DATA SECTION -
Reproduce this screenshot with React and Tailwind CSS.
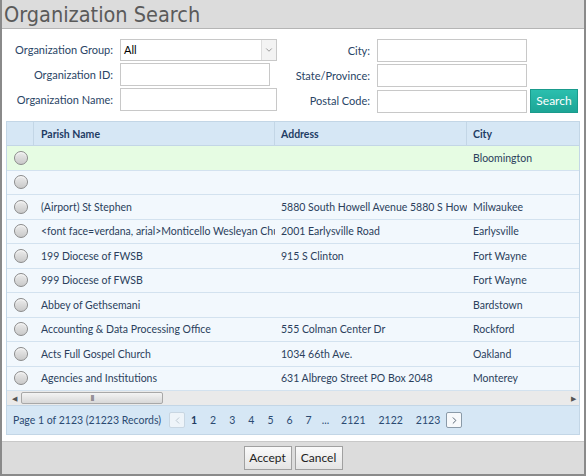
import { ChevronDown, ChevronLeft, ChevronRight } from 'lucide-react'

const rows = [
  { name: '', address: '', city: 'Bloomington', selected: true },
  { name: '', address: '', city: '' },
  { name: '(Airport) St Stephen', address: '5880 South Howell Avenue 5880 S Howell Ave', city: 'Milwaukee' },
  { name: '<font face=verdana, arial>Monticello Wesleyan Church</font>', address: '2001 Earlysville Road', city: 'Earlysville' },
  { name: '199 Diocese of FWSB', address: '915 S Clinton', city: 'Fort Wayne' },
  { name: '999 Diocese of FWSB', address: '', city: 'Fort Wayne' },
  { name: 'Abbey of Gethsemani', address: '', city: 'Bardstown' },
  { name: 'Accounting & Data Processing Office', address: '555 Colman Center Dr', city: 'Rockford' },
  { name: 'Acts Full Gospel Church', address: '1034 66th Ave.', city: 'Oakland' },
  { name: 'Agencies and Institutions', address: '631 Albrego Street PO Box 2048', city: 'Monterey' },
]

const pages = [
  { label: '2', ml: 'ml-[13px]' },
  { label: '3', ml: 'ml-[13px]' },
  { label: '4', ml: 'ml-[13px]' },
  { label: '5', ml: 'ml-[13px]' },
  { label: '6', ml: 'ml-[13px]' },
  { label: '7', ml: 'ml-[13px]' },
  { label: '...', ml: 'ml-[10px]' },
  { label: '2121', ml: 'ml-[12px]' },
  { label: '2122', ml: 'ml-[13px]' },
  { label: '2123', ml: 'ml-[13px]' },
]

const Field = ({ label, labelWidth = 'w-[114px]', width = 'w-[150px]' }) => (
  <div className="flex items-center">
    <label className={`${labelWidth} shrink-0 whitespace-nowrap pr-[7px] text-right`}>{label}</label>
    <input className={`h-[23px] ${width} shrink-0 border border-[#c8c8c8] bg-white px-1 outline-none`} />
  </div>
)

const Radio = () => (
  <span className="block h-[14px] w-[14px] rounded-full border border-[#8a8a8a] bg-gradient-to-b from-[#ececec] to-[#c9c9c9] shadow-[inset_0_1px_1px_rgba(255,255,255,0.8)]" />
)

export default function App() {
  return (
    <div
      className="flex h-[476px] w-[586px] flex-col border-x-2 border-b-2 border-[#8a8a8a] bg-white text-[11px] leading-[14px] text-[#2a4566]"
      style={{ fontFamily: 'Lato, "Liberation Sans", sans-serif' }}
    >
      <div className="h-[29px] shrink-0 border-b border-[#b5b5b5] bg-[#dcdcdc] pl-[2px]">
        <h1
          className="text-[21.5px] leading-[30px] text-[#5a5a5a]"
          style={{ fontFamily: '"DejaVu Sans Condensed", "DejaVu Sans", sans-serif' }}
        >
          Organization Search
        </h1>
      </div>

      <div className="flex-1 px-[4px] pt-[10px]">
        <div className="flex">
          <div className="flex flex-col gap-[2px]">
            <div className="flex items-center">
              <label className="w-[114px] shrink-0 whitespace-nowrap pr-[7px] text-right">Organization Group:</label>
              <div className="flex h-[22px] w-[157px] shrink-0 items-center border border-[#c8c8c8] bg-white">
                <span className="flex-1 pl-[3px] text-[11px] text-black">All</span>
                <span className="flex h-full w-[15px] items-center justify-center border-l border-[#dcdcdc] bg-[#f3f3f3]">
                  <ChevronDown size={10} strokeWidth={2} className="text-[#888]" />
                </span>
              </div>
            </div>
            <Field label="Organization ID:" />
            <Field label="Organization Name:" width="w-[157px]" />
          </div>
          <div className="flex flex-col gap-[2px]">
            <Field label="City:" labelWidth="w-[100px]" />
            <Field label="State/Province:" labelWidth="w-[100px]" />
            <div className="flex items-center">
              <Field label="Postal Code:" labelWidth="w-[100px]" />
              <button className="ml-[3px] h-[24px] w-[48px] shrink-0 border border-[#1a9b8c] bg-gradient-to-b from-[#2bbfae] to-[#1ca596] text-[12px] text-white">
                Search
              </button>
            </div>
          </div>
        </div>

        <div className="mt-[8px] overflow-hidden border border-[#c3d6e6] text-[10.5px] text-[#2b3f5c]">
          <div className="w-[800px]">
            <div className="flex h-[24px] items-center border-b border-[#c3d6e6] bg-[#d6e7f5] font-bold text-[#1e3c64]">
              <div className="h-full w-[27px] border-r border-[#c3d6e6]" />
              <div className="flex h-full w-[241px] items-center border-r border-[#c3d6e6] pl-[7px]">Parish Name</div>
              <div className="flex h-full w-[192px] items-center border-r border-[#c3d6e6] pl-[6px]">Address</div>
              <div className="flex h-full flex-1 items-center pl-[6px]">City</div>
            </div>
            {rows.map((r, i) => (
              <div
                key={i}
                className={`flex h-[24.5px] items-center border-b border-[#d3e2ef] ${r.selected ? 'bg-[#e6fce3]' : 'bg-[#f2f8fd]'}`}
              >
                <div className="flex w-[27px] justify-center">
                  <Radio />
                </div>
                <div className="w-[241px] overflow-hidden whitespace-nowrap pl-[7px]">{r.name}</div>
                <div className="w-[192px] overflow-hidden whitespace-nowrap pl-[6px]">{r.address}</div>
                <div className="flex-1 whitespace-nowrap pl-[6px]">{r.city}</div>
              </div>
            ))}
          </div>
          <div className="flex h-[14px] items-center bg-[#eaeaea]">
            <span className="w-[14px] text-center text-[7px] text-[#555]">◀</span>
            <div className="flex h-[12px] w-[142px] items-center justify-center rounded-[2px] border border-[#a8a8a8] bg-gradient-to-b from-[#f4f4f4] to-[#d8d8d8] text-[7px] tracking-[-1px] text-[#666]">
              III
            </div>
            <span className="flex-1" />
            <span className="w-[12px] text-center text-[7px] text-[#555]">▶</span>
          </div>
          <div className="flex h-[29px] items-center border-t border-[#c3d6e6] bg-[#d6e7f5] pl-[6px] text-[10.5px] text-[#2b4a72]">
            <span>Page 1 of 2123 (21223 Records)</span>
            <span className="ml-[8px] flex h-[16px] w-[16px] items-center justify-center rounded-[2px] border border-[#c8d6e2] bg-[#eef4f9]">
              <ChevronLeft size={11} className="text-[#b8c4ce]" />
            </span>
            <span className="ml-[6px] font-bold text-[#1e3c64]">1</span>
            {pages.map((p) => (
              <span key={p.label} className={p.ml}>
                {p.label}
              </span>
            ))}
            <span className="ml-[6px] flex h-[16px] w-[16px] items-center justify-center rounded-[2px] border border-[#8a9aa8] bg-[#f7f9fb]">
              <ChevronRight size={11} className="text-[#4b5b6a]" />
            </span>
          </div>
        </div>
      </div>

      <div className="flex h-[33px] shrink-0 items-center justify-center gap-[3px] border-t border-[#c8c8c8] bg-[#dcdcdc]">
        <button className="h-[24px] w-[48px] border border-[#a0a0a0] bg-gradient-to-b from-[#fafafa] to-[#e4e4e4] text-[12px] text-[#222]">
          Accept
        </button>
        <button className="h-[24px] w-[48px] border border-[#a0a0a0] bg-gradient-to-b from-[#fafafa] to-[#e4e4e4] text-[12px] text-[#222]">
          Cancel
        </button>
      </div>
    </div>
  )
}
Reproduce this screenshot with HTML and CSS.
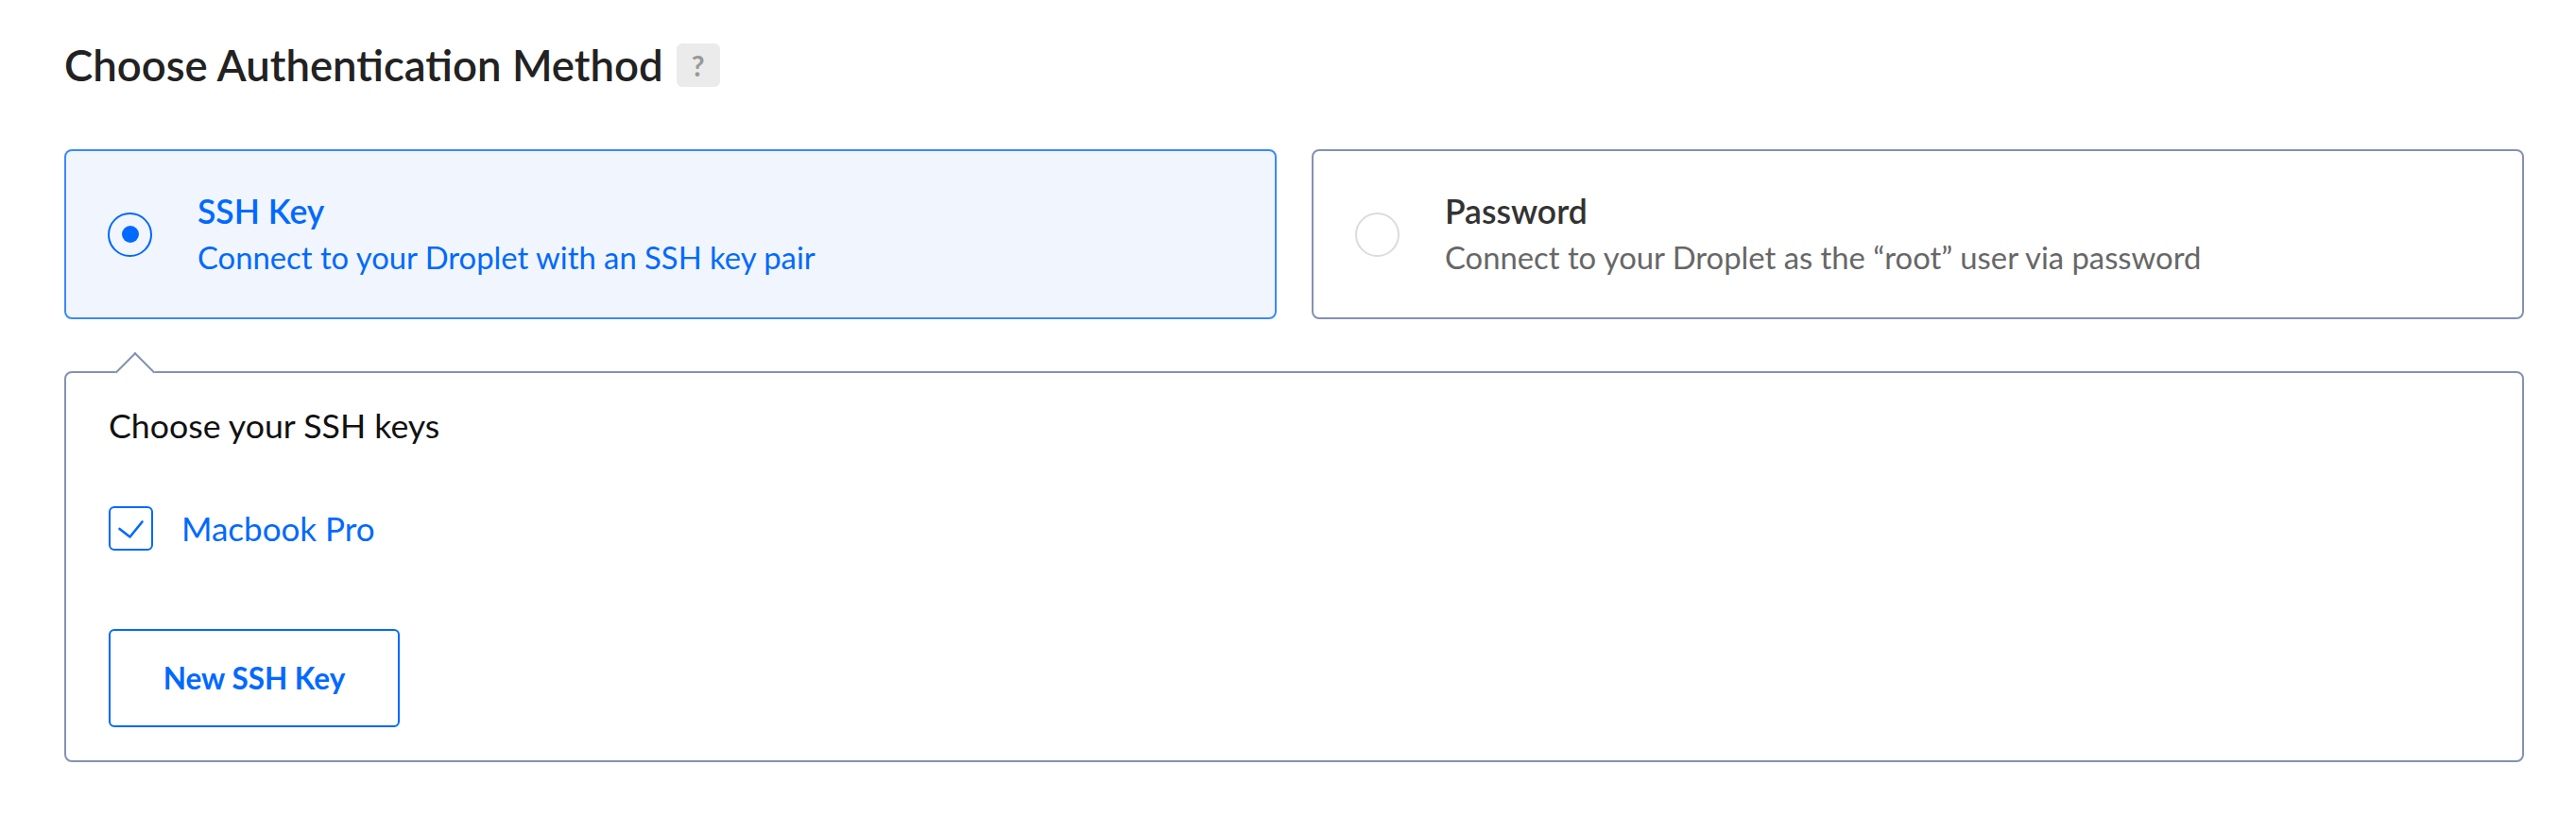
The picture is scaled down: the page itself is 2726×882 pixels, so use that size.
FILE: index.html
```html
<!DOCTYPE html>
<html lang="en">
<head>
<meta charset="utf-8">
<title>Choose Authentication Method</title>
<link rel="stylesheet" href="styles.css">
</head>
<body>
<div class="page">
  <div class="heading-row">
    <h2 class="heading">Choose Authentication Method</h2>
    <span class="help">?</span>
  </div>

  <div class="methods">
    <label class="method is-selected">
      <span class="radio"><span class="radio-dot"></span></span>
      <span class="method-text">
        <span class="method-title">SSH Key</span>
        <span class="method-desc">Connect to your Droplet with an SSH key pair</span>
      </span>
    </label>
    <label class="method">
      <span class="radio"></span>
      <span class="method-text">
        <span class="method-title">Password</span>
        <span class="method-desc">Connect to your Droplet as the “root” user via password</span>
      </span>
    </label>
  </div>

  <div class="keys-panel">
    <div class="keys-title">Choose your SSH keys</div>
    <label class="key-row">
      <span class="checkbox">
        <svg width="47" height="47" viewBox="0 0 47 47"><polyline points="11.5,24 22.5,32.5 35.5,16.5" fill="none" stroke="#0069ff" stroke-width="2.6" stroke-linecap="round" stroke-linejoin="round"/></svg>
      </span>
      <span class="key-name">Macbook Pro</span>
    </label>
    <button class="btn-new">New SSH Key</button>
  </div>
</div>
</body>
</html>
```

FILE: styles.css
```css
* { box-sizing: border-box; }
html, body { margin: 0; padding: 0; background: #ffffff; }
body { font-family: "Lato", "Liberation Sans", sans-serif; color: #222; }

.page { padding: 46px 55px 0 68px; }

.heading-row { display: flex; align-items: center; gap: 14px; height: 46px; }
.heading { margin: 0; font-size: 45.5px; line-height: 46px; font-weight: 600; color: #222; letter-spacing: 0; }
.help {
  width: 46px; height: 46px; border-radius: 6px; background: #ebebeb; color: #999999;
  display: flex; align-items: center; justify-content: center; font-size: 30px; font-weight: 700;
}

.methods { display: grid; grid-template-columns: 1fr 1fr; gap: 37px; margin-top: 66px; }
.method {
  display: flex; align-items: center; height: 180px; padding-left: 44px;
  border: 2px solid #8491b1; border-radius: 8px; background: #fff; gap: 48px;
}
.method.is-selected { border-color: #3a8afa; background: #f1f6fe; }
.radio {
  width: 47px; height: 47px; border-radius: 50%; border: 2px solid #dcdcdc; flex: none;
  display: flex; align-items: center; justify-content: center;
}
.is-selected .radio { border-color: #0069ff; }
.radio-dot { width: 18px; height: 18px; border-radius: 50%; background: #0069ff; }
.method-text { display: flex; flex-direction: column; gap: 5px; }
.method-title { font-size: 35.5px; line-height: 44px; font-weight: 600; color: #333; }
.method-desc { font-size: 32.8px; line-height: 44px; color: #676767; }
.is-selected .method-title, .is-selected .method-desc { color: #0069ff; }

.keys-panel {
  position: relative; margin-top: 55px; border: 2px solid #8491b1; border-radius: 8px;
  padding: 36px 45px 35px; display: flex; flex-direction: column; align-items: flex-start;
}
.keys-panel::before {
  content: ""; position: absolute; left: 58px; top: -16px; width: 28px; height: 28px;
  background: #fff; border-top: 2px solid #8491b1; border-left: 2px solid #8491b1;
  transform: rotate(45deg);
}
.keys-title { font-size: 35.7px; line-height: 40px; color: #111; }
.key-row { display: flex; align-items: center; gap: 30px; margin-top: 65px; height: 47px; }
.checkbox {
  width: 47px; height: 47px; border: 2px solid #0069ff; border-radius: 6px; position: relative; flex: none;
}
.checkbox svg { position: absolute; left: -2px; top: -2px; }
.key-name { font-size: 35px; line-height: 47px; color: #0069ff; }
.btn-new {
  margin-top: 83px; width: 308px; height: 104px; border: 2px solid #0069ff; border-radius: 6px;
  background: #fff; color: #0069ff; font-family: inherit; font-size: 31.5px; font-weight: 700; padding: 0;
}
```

WHAT YOU ARE ASKED TO DO - Return the lines exactly as they stand, from the start of the entries through the line holding "ChevronDown, ChevronLeft, ChevronRight"; omit the pictures.

REPLY TO THE TASK -
Reproduce this screenshot with React and Tailwind CSS.
import { ChevronDown, ChevronLeft, ChevronRight } from 'lucide-react'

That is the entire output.